• _Problem description_
Across the entries, how many lines have the string "index" in them? Reply with only a number.

• _Interface markup and scripts_
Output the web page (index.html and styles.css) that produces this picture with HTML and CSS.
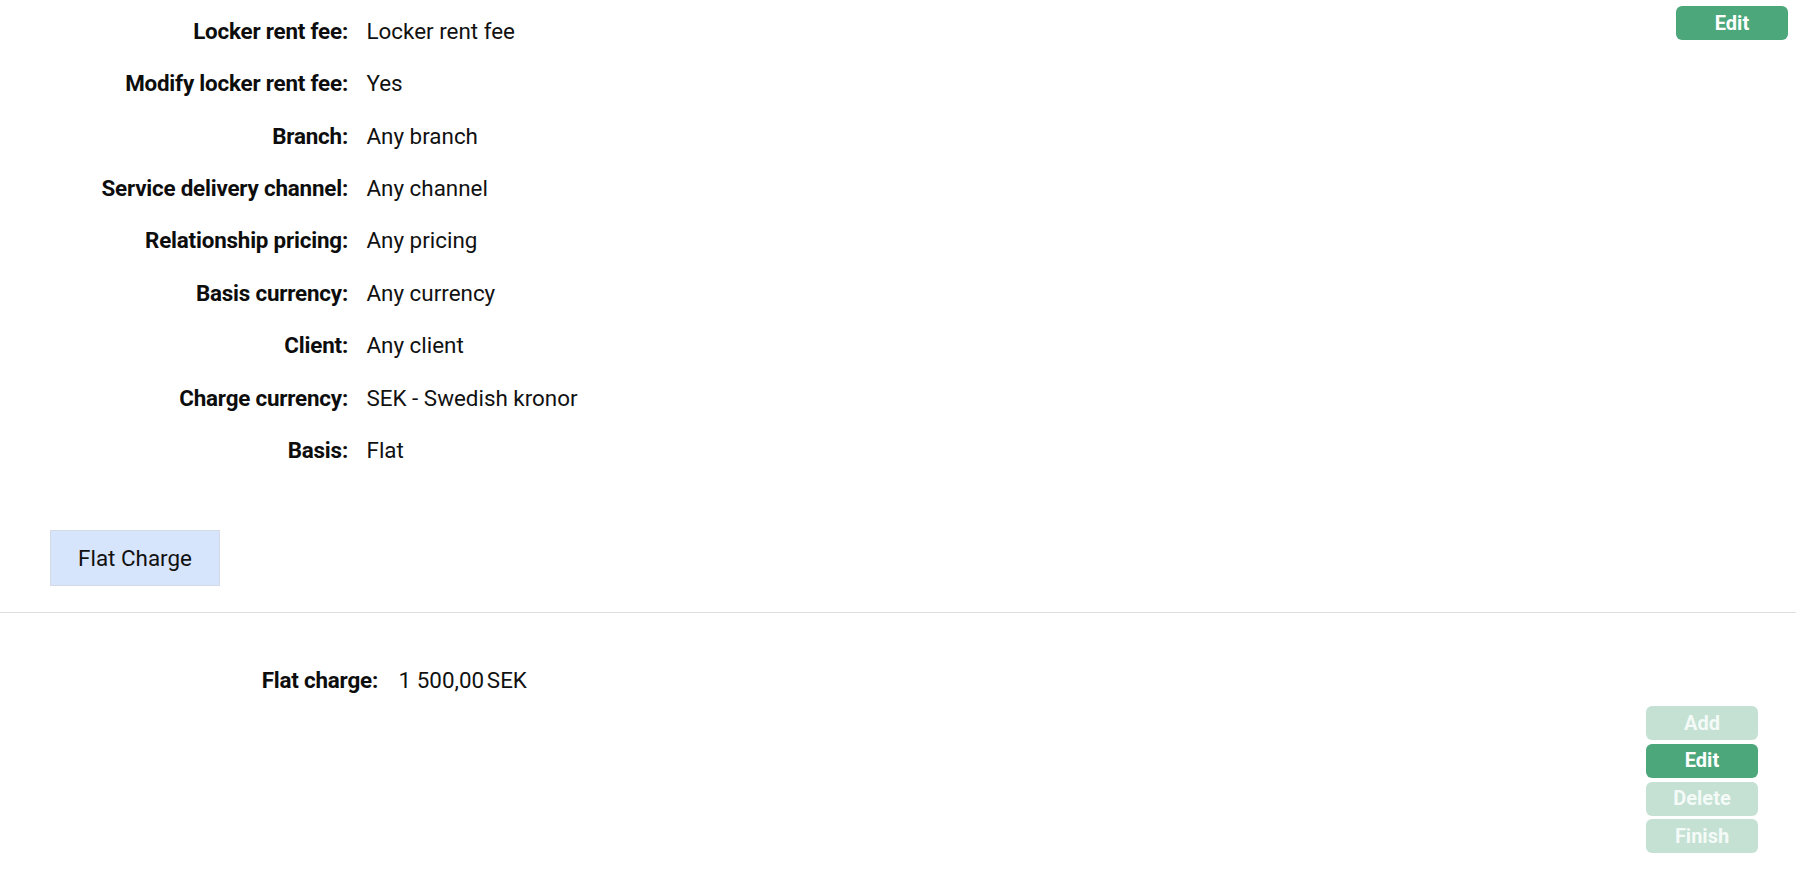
FILE: index.html
```html
<!DOCTYPE html>
<html lang="en">
<head>
<meta charset="utf-8">
<title>Locker rent fee</title>
<link rel="stylesheet" href="styles.css">
</head>
<body>
<div class="top">
  <dl class="details">
    <dt>Locker rent fee:</dt><dd>Locker rent fee</dd>
    <dt>Modify locker rent fee:</dt><dd>Yes</dd>
    <dt>Branch:</dt><dd>Any branch</dd>
    <dt>Service delivery channel:</dt><dd>Any channel</dd>
    <dt>Relationship pricing:</dt><dd>Any pricing</dd>
    <dt>Basis currency:</dt><dd>Any currency</dd>
    <dt>Client:</dt><dd>Any client</dd>
    <dt>Charge currency:</dt><dd>SEK - Swedish kronor</dd>
    <dt>Basis:</dt><dd>Flat</dd>
  </dl>
  <button class="btn btn-top">Edit</button>
</div>

<div class="tabs">
  <div class="tab">Flat Charge</div>
</div>

<div class="section">
  <dl class="details charge">
    <dt>Flat charge:</dt><dd>1 500,00&#8239;SEK</dd>
  </dl>
  <div class="actions">
    <button class="btn btn-disabled">Add</button>
    <button class="btn">Edit</button>
    <button class="btn btn-disabled">Delete</button>
    <button class="btn btn-disabled">Finish</button>
  </div>
</div>
</body>
</html>
```

FILE: styles.css
```css
html, body {
  margin: 0;
  padding: 0;
  background: #ffffff;
}

body {
  font-family: Roboto, "Open Sans", "Liberation Sans", sans-serif;
  font-size: 22.4px;
  color: #111111;
}

.top {
  display: flex;
  justify-content: space-between;
  align-items: flex-start;
}

.details {
  display: grid;
  grid-template-columns: 348px auto;
  grid-auto-rows: 52.4px;
  column-gap: 18.5px;
  margin: 0;
  padding-top: 4.6px;
  align-items: center;
}

.details dt {
  font-weight: 700;
  text-align: right;
  color: #0d0d0d;
  letter-spacing: -0.2px;
}

.details dd {
  margin: 0;
  font-weight: 400;
  color: #111111;
}

.btn {
  display: flex;
  align-items: center;
  justify-content: center;
  width: 112px;
  height: 34px;
  border: none;
  border-radius: 6px;
  background: #4ca77b;
  color: #ffffff;
  font-family: Roboto, "Open Sans", "Liberation Sans", sans-serif;
  font-size: 20px;
  font-weight: 700;
  padding: 0 0 1px 0;
  cursor: pointer;
}

.btn-disabled {
  background: #c4e1d3;
  color: #f4faf7;
  cursor: default;
}

.btn-top {
  margin: 6px 8px 0 0;
}

.tabs {
  margin-top: 53.8px;
  padding: 0 0 26px 50px;
  border-bottom: 1px solid #dedede;
}

.tab {
  display: flex;
  align-items: center;
  justify-content: center;
  box-sizing: border-box;
  width: 170px;
  height: 56px;
  background: #d6e4fc;
  border: 1px solid #d4dbe6;
  color: #111111;
}

.section {
  display: flex;
  flex-direction: column;
  padding-top: 41px;
}

.details.charge {
  grid-template-columns: 378px auto;
  column-gap: 20.6px;
  padding-top: 0;
}

.actions {
  display: flex;
  flex-direction: column;
  align-items: flex-end;
  gap: 3.7px;
  margin: 0 38px 0 0;
}
```
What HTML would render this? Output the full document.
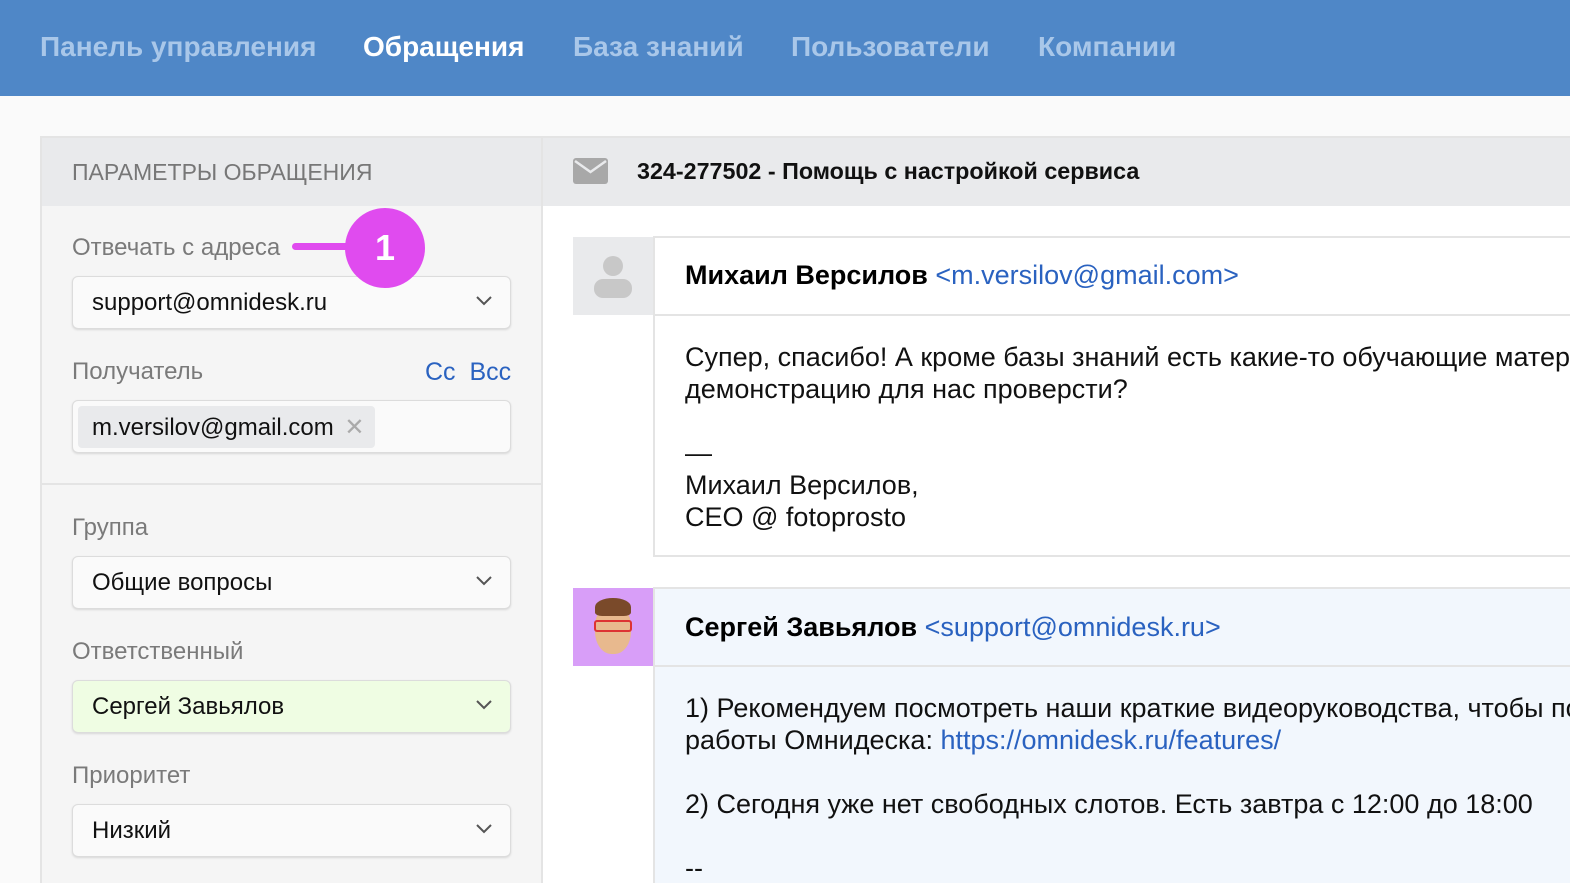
<!DOCTYPE html>
<html><head><meta charset="utf-8"><style>
*{box-sizing:border-box;margin:0;padding:0}
html,body{width:1570px;height:883px;overflow:hidden}
body{background:#fafafa;font-family:"Liberation Sans",Arial,sans-serif;position:relative}
.a{position:absolute;white-space:nowrap}
.nav{left:0;top:0;width:1570px;height:96px;background:#4f87c7}
.nl{top:31px;font-size:28px;font-weight:bold;color:#a9c7e9}
.lp{left:40px;top:136px;width:503px;height:747px;background:#f5f5f5;border:2px solid #e4e4e4;border-bottom:none}
.lbl{font-size:24px;color:#7a7a7a}
.inp{left:72px;width:439px;height:53px;background:#fafafa;border:1px solid #dcdcdc;border-radius:6px;box-shadow:0 1px 2px rgba(0,0,0,.12);font-size:24px;color:#111;padding:12px 0 0 19px}
.chev{position:absolute;right:18px;top:19px;width:16px;height:10px}
.txt{font-size:27px;color:#111;line-height:32px}
a{color:#2a62c0;text-decoration:none}
</style></head><body>
<div class="a nav"></div>
<div class="a nl" style="left:40px">Панель управления</div>
<div class="a nl" style="left:363px;color:#fff">Обращения</div>
<div class="a nl" style="left:573px">База знаний</div>
<div class="a nl" style="left:791px">Пользователи</div>
<div class="a nl" style="left:1038px">Компании</div>

<div class="a lp"></div>
<div class="a" style="left:42px;top:138px;width:499px;height:68px;background:#e9eaec"></div>
<div class="a" style="left:72px;top:159px;font-size:23px;color:#777">ПАРАМЕТРЫ ОБРАЩЕНИЯ</div>
<div class="a lbl" style="left:72px;top:234px">Отвечать с адреса</div>
<div class="a inp" style="top:276px">support@omnidesk.ru<svg class="chev" viewBox="0 0 16 10"><path d="M1 1l7 7 7-7" fill="none" stroke="#555" stroke-width="2"/></svg></div>
<div class="a" style="left:292px;top:243px;width:60px;height:7px;background:#e04bef;border-radius:4px"></div>
<div class="a" style="left:345px;top:208px;width:80px;height:80px;border-radius:50%;background:#e04bef;color:#fff;font-size:36px;font-weight:bold;text-align:center;line-height:80px">1</div>
<div class="a lbl" style="left:72px;top:358px">Получатель</div>
<div class="a" style="left:425px;top:358px;font-size:25px;color:#2a62c0">Cc&nbsp; Bcc</div>
<div class="a inp" style="top:400px;padding:5px"><div style="display:inline-block;background:#e9eaec;border-radius:4px;height:42px;padding:7px 10px 0 14px;font-size:24px">m.versilov@gmail.com <span style="color:#aaa;margin-left:4px">✕</span></div></div>
<div class="a" style="left:42px;top:483px;width:499px;height:2px;background:#e4e4e4"></div>
<div class="a lbl" style="left:72px;top:514px">Группа</div>
<div class="a inp" style="top:556px">Общие вопросы<svg class="chev" viewBox="0 0 16 10"><path d="M1 1l7 7 7-7" fill="none" stroke="#555" stroke-width="2"/></svg></div>
<div class="a lbl" style="left:72px;top:638px">Ответственный</div>
<div class="a inp" style="top:680px;background:#effde3">Сергей Завьялов<svg class="chev" viewBox="0 0 16 10"><path d="M1 1l7 7 7-7" fill="none" stroke="#555" stroke-width="2"/></svg></div>
<div class="a lbl" style="left:72px;top:762px">Приоритет</div>
<div class="a inp" style="top:804px">Низкий<svg class="chev" viewBox="0 0 16 10"><path d="M1 1l7 7 7-7" fill="none" stroke="#555" stroke-width="2"/></svg></div>

<div class="a" style="left:543px;top:136px;width:1027px;height:747px;background:#fff;border-top:2px solid #e4e4e4"></div>
<div class="a" style="left:543px;top:138px;width:1027px;height:68px;background:#e9eaec"></div>
<svg class="a" style="left:573px;top:158px" width="35" height="26" viewBox="0 0 35 26"><rect width="35" height="26" rx="3" fill="#a8a8a8"/><path d="M2 3l15.5 11L33 3" fill="none" stroke="#e9eaec" stroke-width="2.5"/></svg>
<div class="a" style="left:637px;top:158px;font-size:23.3px;font-weight:bold;color:#111">324-277502 - Помощь с настройкой сервиса</div>

<div class="a" style="left:573px;top:237px;width:80px;height:78px;background:#e9eaec"></div>
<svg class="a" style="left:593px;top:252px" width="40" height="46" viewBox="0 0 40 46"><circle cx="20" cy="14" r="10" fill="#c8c8c8"/><rect x="1" y="27" width="38" height="19" rx="9" fill="#c8c8c8"/></svg>
<div class="a" style="left:653px;top:236px;width:930px;height:321px;border:2px solid #e4e4e4;border-right:none"></div>
<div class="a" style="left:655px;top:314px;width:915px;height:2px;background:#e4e4e4"></div>
<div class="a" style="left:685px;top:260px;font-size:27px"><b>Михаил Версилов</b> <a>&lt;m.versilov@gmail.com&gt;</a></div>
<div class="a txt" style="left:685px;top:341px">Супер, спасибо! А кроме базы знаний есть какие-то обучающие материалы или<br>демонстрацию для нас проверсти?<br><br>—<br>Михаил Версилов,<br>CEO @ fotoprosto</div>

<div class="a" style="left:573px;top:588px;width:80px;height:78px;background:#d89ef8"></div>
<div class="a" style="left:595px;top:604px;width:36px;height:50px;border-radius:45%;background:#e8b98e"></div>
<div class="a" style="left:595px;top:598px;width:36px;height:18px;border-radius:50% 50% 20% 20%;background:#7a4a2a"></div>
<div class="a" style="left:594px;top:620px;width:38px;height:12px;border:2px solid #d33;border-radius:3px"></div>
<div class="a" style="left:653px;top:587px;width:930px;height:300px;border:2px solid #e4e4e4;border-right:none;background:#f2f7fd"></div>
<div class="a" style="left:655px;top:665px;width:915px;height:2px;background:#e4e4e4"></div>
<div class="a" style="left:685px;top:612px;font-size:27px"><b>Сергей Завьялов</b> <a>&lt;support@omnidesk.ru&gt;</a></div>
<div class="a txt" style="left:685px;top:692px">1) Рекомендуем посмотреть наши краткие видеоруководства, чтобы понять принципы<br>работы Омнидеска: <a>https://omnidesk.ru/features/</a><br><br>2) Сегодня уже нет свободных слотов. Есть завтра с 12:00 до 18:00<br><br>--</div>
</body></html>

• _Finished exercise_
2